Why do I wish to be a girl

Users often ask similar questions and are welcome, graciously, with validations - often in the form of "you feel this way because you are trans" or "these feelings you've described are trans feelings". These are important validations and my hope for you is that you can feel supported and loved by an online community, if not an interpersonal one too. This validating is absolutely necessary, especially given then immense rates of self-harm, suicide, interpersonal violence, and institutional oppression.

However, your question "Why do I wish to be a girl?" strikes at the heart of how we conceptualize "mental health". The standard today would be for you to be diagnosed with "Gender Identity Disorder" under the American Psychiatric Association's Diagnostic and Statistical Manual - 5. The DSM is the textbook that lists, revision after revision, the available categories of diagnosis and diagnoses proper. The DSM changes the conversation around mental health - for better and worse.
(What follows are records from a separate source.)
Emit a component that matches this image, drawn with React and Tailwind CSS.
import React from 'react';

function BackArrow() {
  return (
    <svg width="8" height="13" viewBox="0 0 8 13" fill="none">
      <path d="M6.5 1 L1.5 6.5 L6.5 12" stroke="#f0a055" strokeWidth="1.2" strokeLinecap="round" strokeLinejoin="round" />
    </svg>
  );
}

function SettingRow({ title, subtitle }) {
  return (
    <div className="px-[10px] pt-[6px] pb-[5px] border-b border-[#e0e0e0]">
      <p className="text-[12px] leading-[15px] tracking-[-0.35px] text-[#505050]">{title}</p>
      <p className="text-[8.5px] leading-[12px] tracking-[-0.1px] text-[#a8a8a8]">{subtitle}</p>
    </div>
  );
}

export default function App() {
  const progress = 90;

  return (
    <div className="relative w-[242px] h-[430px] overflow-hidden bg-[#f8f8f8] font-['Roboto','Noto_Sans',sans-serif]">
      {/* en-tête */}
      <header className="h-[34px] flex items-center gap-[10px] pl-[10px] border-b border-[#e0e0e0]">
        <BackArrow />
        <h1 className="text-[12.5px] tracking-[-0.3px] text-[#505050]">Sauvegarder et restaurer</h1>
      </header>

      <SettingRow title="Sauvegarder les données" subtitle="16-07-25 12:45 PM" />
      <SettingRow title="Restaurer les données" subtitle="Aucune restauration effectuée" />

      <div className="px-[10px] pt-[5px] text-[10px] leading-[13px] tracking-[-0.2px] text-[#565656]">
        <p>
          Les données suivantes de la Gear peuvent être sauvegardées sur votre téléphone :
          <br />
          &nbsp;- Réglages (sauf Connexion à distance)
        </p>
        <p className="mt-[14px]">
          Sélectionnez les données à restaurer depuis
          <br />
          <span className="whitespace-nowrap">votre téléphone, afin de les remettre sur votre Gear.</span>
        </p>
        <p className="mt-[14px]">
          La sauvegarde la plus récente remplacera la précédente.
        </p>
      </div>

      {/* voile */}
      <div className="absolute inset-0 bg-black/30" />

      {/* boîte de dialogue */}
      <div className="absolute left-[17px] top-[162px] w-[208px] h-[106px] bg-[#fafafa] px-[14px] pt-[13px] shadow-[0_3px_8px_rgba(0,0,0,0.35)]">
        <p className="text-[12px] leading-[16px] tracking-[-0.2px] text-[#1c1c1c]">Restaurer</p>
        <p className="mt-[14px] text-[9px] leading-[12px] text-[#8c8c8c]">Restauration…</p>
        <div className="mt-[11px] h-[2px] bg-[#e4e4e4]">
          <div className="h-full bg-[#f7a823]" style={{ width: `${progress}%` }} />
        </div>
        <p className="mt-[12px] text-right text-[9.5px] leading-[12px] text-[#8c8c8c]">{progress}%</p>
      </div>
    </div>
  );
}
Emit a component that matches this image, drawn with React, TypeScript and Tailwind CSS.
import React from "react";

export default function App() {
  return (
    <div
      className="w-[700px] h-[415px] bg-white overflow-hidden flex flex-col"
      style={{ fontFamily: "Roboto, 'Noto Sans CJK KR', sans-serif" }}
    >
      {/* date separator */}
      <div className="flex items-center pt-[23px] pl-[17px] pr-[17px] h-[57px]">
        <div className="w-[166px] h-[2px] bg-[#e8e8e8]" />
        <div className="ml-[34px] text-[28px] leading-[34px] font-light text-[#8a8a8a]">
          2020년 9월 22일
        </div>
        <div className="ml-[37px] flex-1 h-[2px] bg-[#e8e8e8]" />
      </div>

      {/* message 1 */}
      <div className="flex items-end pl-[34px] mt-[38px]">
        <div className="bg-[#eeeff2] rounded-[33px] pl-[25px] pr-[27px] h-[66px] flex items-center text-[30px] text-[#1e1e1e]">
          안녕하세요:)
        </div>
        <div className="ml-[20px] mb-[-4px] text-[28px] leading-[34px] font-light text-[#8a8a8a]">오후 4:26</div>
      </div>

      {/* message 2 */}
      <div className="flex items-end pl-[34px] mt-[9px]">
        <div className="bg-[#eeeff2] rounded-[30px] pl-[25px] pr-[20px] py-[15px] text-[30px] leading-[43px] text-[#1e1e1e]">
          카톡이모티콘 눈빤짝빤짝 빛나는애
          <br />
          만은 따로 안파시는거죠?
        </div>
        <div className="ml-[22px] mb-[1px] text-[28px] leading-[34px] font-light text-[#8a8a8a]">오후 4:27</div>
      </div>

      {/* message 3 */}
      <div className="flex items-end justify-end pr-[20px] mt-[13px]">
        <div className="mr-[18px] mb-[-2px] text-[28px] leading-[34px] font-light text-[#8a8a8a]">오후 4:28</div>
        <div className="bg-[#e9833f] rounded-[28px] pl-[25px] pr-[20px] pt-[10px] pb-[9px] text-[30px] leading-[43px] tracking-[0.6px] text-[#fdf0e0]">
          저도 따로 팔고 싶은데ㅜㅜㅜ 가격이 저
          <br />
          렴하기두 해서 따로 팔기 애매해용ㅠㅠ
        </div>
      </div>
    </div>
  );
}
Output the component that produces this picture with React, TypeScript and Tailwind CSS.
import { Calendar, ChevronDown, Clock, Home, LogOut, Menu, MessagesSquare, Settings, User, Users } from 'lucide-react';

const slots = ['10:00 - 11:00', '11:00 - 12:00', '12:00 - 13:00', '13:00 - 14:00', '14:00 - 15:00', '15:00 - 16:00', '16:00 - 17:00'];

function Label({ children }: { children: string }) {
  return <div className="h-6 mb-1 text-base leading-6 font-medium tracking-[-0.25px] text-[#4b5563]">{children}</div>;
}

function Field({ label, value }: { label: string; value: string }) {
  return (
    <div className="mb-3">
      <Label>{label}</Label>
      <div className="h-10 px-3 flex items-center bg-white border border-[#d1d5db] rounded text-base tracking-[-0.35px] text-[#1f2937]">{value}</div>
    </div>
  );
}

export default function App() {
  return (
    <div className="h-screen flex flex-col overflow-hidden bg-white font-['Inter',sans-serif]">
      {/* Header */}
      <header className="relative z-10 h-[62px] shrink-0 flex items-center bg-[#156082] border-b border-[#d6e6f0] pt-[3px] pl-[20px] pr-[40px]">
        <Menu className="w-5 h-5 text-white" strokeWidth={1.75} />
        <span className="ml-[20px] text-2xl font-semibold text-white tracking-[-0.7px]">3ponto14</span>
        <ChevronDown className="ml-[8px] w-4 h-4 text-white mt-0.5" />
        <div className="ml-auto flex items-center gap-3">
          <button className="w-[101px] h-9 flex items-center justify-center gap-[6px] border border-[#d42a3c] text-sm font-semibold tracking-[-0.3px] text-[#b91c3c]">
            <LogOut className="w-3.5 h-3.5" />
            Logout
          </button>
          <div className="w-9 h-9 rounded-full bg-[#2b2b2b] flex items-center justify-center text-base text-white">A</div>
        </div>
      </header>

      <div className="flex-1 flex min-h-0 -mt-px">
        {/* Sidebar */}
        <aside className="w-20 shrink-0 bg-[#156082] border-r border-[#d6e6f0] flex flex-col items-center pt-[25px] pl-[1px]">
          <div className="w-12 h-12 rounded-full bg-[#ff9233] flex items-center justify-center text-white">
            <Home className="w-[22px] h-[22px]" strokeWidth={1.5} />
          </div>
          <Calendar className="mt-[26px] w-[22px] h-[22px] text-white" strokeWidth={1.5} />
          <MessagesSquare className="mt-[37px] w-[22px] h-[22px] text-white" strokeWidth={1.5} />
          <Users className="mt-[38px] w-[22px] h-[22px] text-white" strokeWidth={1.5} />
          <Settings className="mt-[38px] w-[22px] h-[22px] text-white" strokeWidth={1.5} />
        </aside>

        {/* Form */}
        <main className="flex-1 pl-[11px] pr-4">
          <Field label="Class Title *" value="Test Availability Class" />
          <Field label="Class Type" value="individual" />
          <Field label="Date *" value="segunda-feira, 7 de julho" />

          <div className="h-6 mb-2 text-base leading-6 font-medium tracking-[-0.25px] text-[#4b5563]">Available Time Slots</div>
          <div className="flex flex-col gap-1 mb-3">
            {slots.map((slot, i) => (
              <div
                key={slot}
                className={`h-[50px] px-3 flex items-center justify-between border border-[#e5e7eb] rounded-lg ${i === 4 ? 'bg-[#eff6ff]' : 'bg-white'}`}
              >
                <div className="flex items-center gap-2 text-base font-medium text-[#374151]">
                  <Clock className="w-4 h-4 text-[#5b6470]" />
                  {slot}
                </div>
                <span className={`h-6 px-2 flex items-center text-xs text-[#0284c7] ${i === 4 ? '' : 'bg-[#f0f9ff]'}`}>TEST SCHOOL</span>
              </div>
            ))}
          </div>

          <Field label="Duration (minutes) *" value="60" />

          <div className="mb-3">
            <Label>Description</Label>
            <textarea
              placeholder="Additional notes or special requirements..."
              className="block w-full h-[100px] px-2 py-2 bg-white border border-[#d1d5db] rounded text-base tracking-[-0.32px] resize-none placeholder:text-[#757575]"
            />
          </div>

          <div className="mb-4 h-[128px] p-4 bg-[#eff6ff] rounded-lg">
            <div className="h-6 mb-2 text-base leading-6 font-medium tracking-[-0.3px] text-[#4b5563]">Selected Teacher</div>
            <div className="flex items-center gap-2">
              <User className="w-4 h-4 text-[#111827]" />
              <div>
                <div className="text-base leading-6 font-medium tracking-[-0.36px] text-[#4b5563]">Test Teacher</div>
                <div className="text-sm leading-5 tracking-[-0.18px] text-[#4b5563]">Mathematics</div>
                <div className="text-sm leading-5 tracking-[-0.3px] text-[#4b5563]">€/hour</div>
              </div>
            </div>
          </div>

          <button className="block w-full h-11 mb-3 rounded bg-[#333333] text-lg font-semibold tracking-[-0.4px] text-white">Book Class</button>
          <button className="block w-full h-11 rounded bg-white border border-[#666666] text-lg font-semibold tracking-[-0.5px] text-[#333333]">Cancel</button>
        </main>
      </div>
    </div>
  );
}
It shapes and language we have available to us to converse about gender and mental health - first and foremost by labeling gender variance as a disorder. This may be merely a formality, but nonetheless, the highest order of the land is to label this a disorder that needs correction. The disorder title is still utilized whether or not WPATH standards are appreciated and transition is determined to be an integral portion of a treatment plan.

The "disorder" label tells us what it is - even if we don't agree with the disorder label. Being told you have these feelings because your trans is similar to being told your trans because you have these feelings. You're not asking what these feelings mean, you're asking why. The "why" is essentially a question about your own life context. We know that dysphoria presents as a wide spectrum. We know the dysphoria ranges from the kind of narrative of "I've been born in the wrong body and always known something was wrong" (which blends with the disorder narrative) to the "I'd be more authentic, more comfortable, with a different way of being in the world" (which blends more with a radical-sociological narrative).

I'd advocate that you both take this question up in therapy to connect your life context to your current situation while also tolerating the difficult ambiguity that comes with choice. Looking, for example, at potential gender trauma, doesn't negate the absolute beauty of your desire. Looking at your personal history to make better sense of how you've come to this point doesn't negate the simultaneous need for your transition if you choose. You can be both always-have-been a beautiful girl/woman and engage in a process of becoming. The infinite love of transness is it's opportunity.